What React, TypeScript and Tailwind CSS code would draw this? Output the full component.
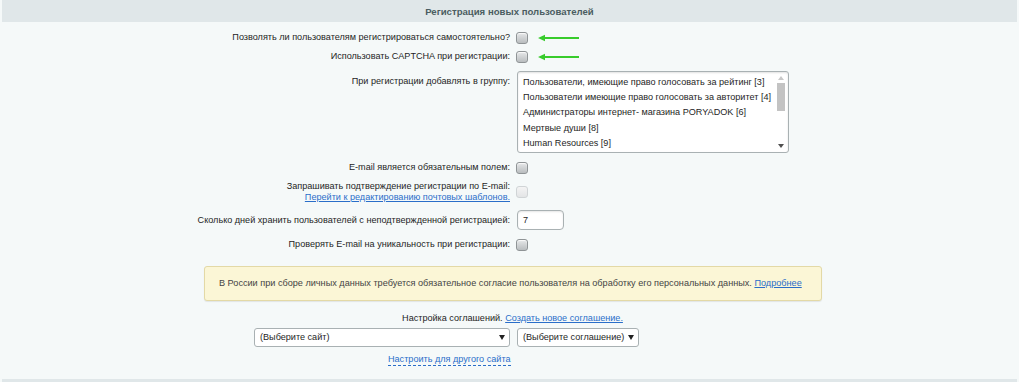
import React from "react";

const Checkbox = ({ disabled = false }: { disabled?: boolean }) => (
  <span
    className={
      disabled
        ? "inline-block w-[12px] h-[12px] rounded-[3px] border border-[#d0d4d6] bg-gradient-to-b from-[#f4f4f4] to-[#e3e5e6]"
        : "inline-block w-[12px] h-[12px] rounded-[3px] border border-[#8f9496] bg-gradient-to-b from-[#e6e8e9] to-[#b9bdbf] shadow-[inset_0_1px_1px_rgba(255,255,255,0.8)]"
    }
  />
);

const Arrow = () => (
  <svg width="44" height="8" viewBox="0 0 44 8" className="ml-[9px]">
    <path d="M1 4 L8 0.8 L8 3 L42 3 L42 5 L8 5 L8 7.2 Z" fill="#38cc2c" />
  </svg>
);

const Row = ({
  label,
  children,
  className = "",
  align = "center",
}: {
  label: React.ReactNode;
  children?: React.ReactNode;
  className?: string;
  align?: "center" | "start";
}) => (
  <div className={`flex ${align === "center" ? "items-center" : "items-start"} ${className}`}>
    <div className="w-[516px] shrink-0 text-right pr-[6px]">{label}</div>
    <div className="flex items-center">{children}</div>
  </div>
);

const groups = [
  "Пользователи, имеющие право голосовать за рейтинг [3]",
  "Пользователи имеющие право голосовать за авторитет [4]",
  "Администраторы интернет- магазина PORYADOK [6]",
  "Мертвые души [8]",
  "Human Resources [9]",
];

export default function App() {
  return (
    <div
      className="w-[1019px] h-[382px] overflow-hidden bg-[#f5f9f9] text-[#1e1e1e] text-[9.1px] leading-[11px]"
      style={{ fontFamily: '"Liberation Sans", Arial, sans-serif' }}
    >
      <div className="h-[22px] mx-[2px] bg-[#e0e7e9] flex items-center justify-center text-[#4b5d61] font-bold text-[9.6px]">
        Регистрация новых пользователей
      </div>
      <div className="pt-[6px]">
        <Row label="Позволять ли пользователям регистрироваться самостоятельно?" className="h-[19px]">
          <Checkbox />
          <Arrow />
        </Row>
        <Row label="Использовать CAPTCHA при регистрации:" className="h-[19px]">
          <Checkbox />
          <Arrow />
        </Row>
        <Row label={<div className="pt-[5px]">При регистрации добавлять в группу:</div>} align="start" className="pt-[5px]">
          <div className="ml-px w-[272px] h-[82px] bg-white border border-[#a9b1b3] rounded-[3px] shadow-[inset_0_1px_2px_rgba(0,0,0,0.12)] flex overflow-hidden">
            <div className="flex-1 pl-[5px] pt-[3px] flex flex-col overflow-hidden">
              {groups.map((g) => (
                <div key={g} className="h-[15.2px] leading-[15px] whitespace-nowrap">
                  {g}
                </div>
              ))}
            </div>
            <div className="w-[10px] mr-[2px] my-[1px] flex flex-col items-center shrink-0">
              <svg width="6" height="4" viewBox="0 0 6 4" className="mt-[3px]">
                <path d="M0 4 L3 0 L6 4 Z" fill="#c8c8c8" />
              </svg>
              <div className="w-[8px] h-[28px] mt-[3px] bg-[#c3c3c3]" />
              <div className="flex-1" />
              <svg width="6" height="4" viewBox="0 0 6 4" className="mb-[3px]">
                <path d="M0 0 L3 4 L6 0 Z" fill="#505050" />
              </svg>
            </div>
          </div>
        </Row>
        <Row label="E-mail является обязательным полем:" className="h-[19px] mt-[5px]">
          <Checkbox />
        </Row>
        <Row
          label={
            <div className="leading-[11px]">
              <div>Запрашивать подтверждение регистрации по E-mail:</div>
              <div className="text-[#2a6ec9] underline">Перейти к редактированию почтовых шаблонов.</div>
            </div>
          }
          className="pt-[4px] pb-[3px]"
        >
          <Checkbox disabled />
        </Row>
        <Row label="Сколько дней хранить пользователей с неподтвержденной регистрацией:" className="pt-[4px] pb-[4px]">
          <div className="ml-px w-[47px] h-[20px] bg-white border border-[#a9b1b3] rounded-[4px] shadow-[inset_0_1px_2px_rgba(0,0,0,0.1)] pl-[5px] flex items-center">
            7
          </div>
        </Row>
        <Row label="Проверять E-mail на уникальность при регистрации:" className="h-[19px] mt-[1px]">
          <Checkbox />
        </Row>

        <div className="ml-[204px] mt-[12px] w-[618px] h-[35px] bg-[#fbf6d6] border border-[#e3d9a6] rounded-[3px] shadow-[0_1px_1px_rgba(0,0,0,0.08)] flex items-center pl-[14px] text-[#444] text-[9.15px] whitespace-nowrap">
          В России при сборе личных данных требуется обязательное согласие пользователя на обработку его персональных данных.&nbsp;
          <span className="text-[#2a6ec9] underline">Подробнее</span>
        </div>

        <div className="flex justify-center mt-[11px] pl-[6px] h-[13px] items-center">
          <span>Настройка соглашений.&nbsp;</span>
          <span className="text-[#2a6ec9] underline">Создать новое соглашение.</span>
        </div>
        <div className="flex mt-[2px] h-[20px] items-center">
          <div className="w-[516px] shrink-0 flex justify-end pr-[6px]">
            <div className="w-[256px] h-[19px] bg-white border border-[#a9b1b3] rounded-[3px] flex items-center justify-between pl-[5px] pr-[4px]">
              <span>(Выберите сайт)</span>
              <svg width="6" height="5" viewBox="0 0 6 5"><path d="M0 0 L6 0 L3 5 Z" fill="#222" /></svg>
            </div>
          </div>
          <div className="ml-px w-[122px] h-[19px] bg-white border border-[#a9b1b3] rounded-[3px] flex items-center justify-between pl-[5px] pr-[4px] whitespace-nowrap">
            <span>(Выберите соглашение)</span>
            <svg width="6" height="5" viewBox="0 0 6 5"><path d="M0 0 L6 0 L3 5 Z" fill="#222" /></svg>
          </div>
        </div>
        <div className="flex justify-start pl-[388px] mt-[6px] h-[13px]">
          <span className="text-[#2a6ec9] border-b border-dashed border-[#2a6ec9] leading-[12px]">
            Настроить для другого сайта
          </span>
        </div>
      </div>
      <div className="mt-[13px] h-[10px] mx-[2px] bg-[#e0e7e9]" />
    </div>
  );
}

■ EXERCISE:
Take the listing and print it again exactly, but without any pictures.

■ RESPONSE:
What React, TypeScript and Tailwind CSS code would draw this? Output the full component.
import React from "react";

const Checkbox = ({ disabled = false }: { disabled?: boolean }) => (
  <span
    className={
      disabled
        ? "inline-block w-[12px] h-[12px] rounded-[3px] border border-[#d0d4d6] bg-gradient-to-b from-[#f4f4f4] to-[#e3e5e6]"
        : "inline-block w-[12px] h-[12px] rounded-[3px] border border-[#8f9496] bg-gradient-to-b from-[#e6e8e9] to-[#b9bdbf] shadow-[inset_0_1px_1px_rgba(255,255,255,0.8)]"
    }
  />
);

const Arrow = () => (
  <svg width="44" height="8" viewBox="0 0 44 8" className="ml-[9px]">
    <path d="M1 4 L8 0.8 L8 3 L42 3 L42 5 L8 5 L8 7.2 Z" fill="#38cc2c" />
  </svg>
);

const Row = ({
  label,
  children,
  className = "",
  align = "center",
}: {
  label: React.ReactNode;
  children?: React.ReactNode;
  className?: string;
  align?: "center" | "start";
}) => (
  <div className={`flex ${align === "center" ? "items-center" : "items-start"} ${className}`}>
    <div className="w-[516px] shrink-0 text-right pr-[6px]">{label}</div>
    <div className="flex items-center">{children}</div>
  </div>
);

const groups = [
  "Пользователи, имеющие право голосовать за рейтинг [3]",
  "Пользователи имеющие право голосовать за авторитет [4]",
  "Администраторы интернет- магазина PORYADOK [6]",
  "Мертвые души [8]",
  "Human Resources [9]",
];

export default function App() {
  return (
    <div
      className="w-[1019px] h-[382px] overflow-hidden bg-[#f5f9f9] text-[#1e1e1e] text-[9.1px] leading-[11px]"
      style={{ fontFamily: '"Liberation Sans", Arial, sans-serif' }}
    >
      <div className="h-[22px] mx-[2px] bg-[#e0e7e9] flex items-center justify-center text-[#4b5d61] font-bold text-[9.6px]">
        Регистрация новых пользователей
      </div>
      <div className="pt-[6px]">
        <Row label="Позволять ли пользователям регистрироваться самостоятельно?" className="h-[19px]">
          <Checkbox />
          <Arrow />
        </Row>
        <Row label="Использовать CAPTCHA при регистрации:" className="h-[19px]">
          <Checkbox />
          <Arrow />
        </Row>
        <Row label={<div className="pt-[5px]">При регистрации добавлять в группу:</div>} align="start" className="pt-[5px]">
          <div className="ml-px w-[272px] h-[82px] bg-white border border-[#a9b1b3] rounded-[3px] shadow-[inset_0_1px_2px_rgba(0,0,0,0.12)] flex overflow-hidden">
            <div className="flex-1 pl-[5px] pt-[3px] flex flex-col overflow-hidden">
              {groups.map((g) => (
                <div key={g} className="h-[15.2px] leading-[15px] whitespace-nowrap">
                  {g}
                </div>
              ))}
            </div>
            <div className="w-[10px] mr-[2px] my-[1px] flex flex-col items-center shrink-0">
              <svg width="6" height="4" viewBox="0 0 6 4" className="mt-[3px]">
                <path d="M0 4 L3 0 L6 4 Z" fill="#c8c8c8" />
              </svg>
              <div className="w-[8px] h-[28px] mt-[3px] bg-[#c3c3c3]" />
              <div className="flex-1" />
              <svg width="6" height="4" viewBox="0 0 6 4" className="mb-[3px]">
                <path d="M0 0 L3 4 L6 0 Z" fill="#505050" />
              </svg>
            </div>
          </div>
        </Row>
        <Row label="E-mail является обязательным полем:" className="h-[19px] mt-[5px]">
          <Checkbox />
        </Row>
        <Row
          label={
            <div className="leading-[11px]">
              <div>Запрашивать подтверждение регистрации по E-mail:</div>
              <div className="text-[#2a6ec9] underline">Перейти к редактированию почтовых шаблонов.</div>
            </div>
          }
          className="pt-[4px] pb-[3px]"
        >
          <Checkbox disabled />
        </Row>
        <Row label="Сколько дней хранить пользователей с неподтвержденной регистрацией:" className="pt-[4px] pb-[4px]">
          <div className="ml-px w-[47px] h-[20px] bg-white border border-[#a9b1b3] rounded-[4px] shadow-[inset_0_1px_2px_rgba(0,0,0,0.1)] pl-[5px] flex items-center">
            7
          </div>
        </Row>
        <Row label="Проверять E-mail на уникальность при регистрации:" className="h-[19px] mt-[1px]">
          <Checkbox />
        </Row>

        <div className="ml-[204px] mt-[12px] w-[618px] h-[35px] bg-[#fbf6d6] border border-[#e3d9a6] rounded-[3px] shadow-[0_1px_1px_rgba(0,0,0,0.08)] flex items-center pl-[14px] text-[#444] text-[9.15px] whitespace-nowrap">
          В России при сборе личных данных требуется обязательное согласие пользователя на обработку его персональных данных.&nbsp;
          <span className="text-[#2a6ec9] underline">Подробнее</span>
        </div>

        <div className="flex justify-center mt-[11px] pl-[6px] h-[13px] items-center">
          <span>Настройка соглашений.&nbsp;</span>
          <span className="text-[#2a6ec9] underline">Создать новое соглашение.</span>
        </div>
        <div className="flex mt-[2px] h-[20px] items-center">
          <div className="w-[516px] shrink-0 flex justify-end pr-[6px]">
            <div className="w-[256px] h-[19px] bg-white border border-[#a9b1b3] rounded-[3px] flex items-center justify-between pl-[5px] pr-[4px]">
              <span>(Выберите сайт)</span>
              <svg width="6" height="5" viewBox="0 0 6 5"><path d="M0 0 L6 0 L3 5 Z" fill="#222" /></svg>
            </div>
          </div>
          <div className="ml-px w-[122px] h-[19px] bg-white border border-[#a9b1b3] rounded-[3px] flex items-center justify-between pl-[5px] pr-[4px] whitespace-nowrap">
            <span>(Выберите соглашение)</span>
            <svg width="6" height="5" viewBox="0 0 6 5"><path d="M0 0 L6 0 L3 5 Z" fill="#222" /></svg>
          </div>
        </div>
        <div className="flex justify-start pl-[388px] mt-[6px] h-[13px]">
          <span className="text-[#2a6ec9] border-b border-dashed border-[#2a6ec9] leading-[12px]">
            Настроить для другого сайта
          </span>
        </div>
      </div>
      <div className="mt-[13px] h-[10px] mx-[2px] bg-[#e0e7e9]" />
    </div>
  );
}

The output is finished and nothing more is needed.